▶ [REQUIRED WORK] Write out every line of the material as it stands, apart from the pictures.

◇ ◇ ◇ ◇ ◇

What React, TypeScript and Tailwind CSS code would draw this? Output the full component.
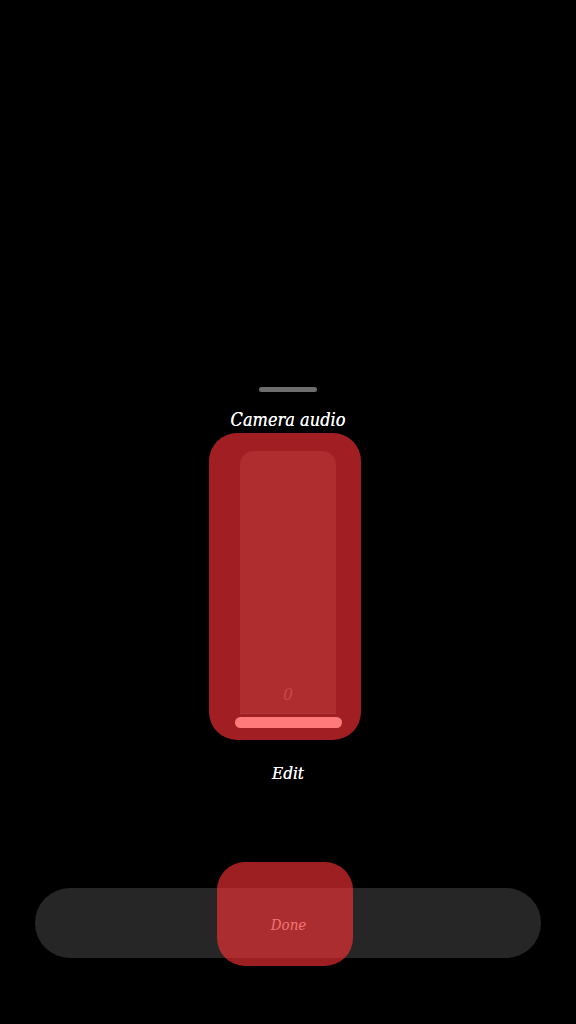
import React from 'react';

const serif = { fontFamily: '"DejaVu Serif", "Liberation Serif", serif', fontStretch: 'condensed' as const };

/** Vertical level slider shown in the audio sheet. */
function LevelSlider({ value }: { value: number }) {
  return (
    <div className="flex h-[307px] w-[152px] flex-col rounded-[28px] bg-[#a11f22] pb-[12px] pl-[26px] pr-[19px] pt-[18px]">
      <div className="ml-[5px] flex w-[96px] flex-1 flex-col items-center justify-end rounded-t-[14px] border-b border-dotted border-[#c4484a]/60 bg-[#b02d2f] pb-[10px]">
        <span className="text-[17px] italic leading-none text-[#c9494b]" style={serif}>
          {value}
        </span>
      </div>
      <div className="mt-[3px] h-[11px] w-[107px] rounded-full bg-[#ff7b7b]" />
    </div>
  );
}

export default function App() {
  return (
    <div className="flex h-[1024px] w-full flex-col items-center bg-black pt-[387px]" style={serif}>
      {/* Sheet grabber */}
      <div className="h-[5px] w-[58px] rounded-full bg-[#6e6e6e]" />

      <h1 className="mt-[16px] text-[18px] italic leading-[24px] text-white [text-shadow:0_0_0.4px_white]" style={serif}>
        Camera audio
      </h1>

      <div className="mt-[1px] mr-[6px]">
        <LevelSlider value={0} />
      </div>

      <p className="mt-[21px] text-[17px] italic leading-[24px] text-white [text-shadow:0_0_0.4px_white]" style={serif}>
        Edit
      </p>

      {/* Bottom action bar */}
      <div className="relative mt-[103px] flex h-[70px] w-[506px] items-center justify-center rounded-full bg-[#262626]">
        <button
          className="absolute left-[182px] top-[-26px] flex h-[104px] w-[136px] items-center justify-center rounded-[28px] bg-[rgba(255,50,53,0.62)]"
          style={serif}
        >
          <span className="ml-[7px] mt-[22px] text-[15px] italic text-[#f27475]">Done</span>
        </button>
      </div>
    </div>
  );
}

◇ ◇ ◇ ◇ ◇

▶ [FINISHED EXERCISE]
What React, TypeScript and Tailwind CSS code would draw this? Output the full component.
import React from 'react';

const serif = { fontFamily: '"DejaVu Serif", "Liberation Serif", serif', fontStretch: 'condensed' as const };

/** Vertical level slider shown in the audio sheet. */
function LevelSlider({ value }: { value: number }) {
  return (
    <div className="flex h-[307px] w-[152px] flex-col rounded-[28px] bg-[#a11f22] pb-[12px] pl-[26px] pr-[19px] pt-[18px]">
      <div className="ml-[5px] flex w-[96px] flex-1 flex-col items-center justify-end rounded-t-[14px] border-b border-dotted border-[#c4484a]/60 bg-[#b02d2f] pb-[10px]">
        <span className="text-[17px] italic leading-none text-[#c9494b]" style={serif}>
          {value}
        </span>
      </div>
      <div className="mt-[3px] h-[11px] w-[107px] rounded-full bg-[#ff7b7b]" />
    </div>
  );
}

export default function App() {
  return (
    <div className="flex h-[1024px] w-full flex-col items-center bg-black pt-[387px]" style={serif}>
      {/* Sheet grabber */}
      <div className="h-[5px] w-[58px] rounded-full bg-[#6e6e6e]" />

      <h1 className="mt-[16px] text-[18px] italic leading-[24px] text-white [text-shadow:0_0_0.4px_white]" style={serif}>
        Camera audio
      </h1>

      <div className="mt-[1px] mr-[6px]">
        <LevelSlider value={0} />
      </div>

      <p className="mt-[21px] text-[17px] italic leading-[24px] text-white [text-shadow:0_0_0.4px_white]" style={serif}>
        Edit
      </p>

      {/* Bottom action bar */}
      <div className="relative mt-[103px] flex h-[70px] w-[506px] items-center justify-center rounded-full bg-[#262626]">
        <button
          className="absolute left-[182px] top-[-26px] flex h-[104px] w-[136px] items-center justify-center rounded-[28px] bg-[rgba(255,50,53,0.62)]"
          style={serif}
        >
          <span className="ml-[7px] mt-[22px] text-[15px] italic text-[#f27475]">Done</span>
        </button>
      </div>
    </div>
  );
}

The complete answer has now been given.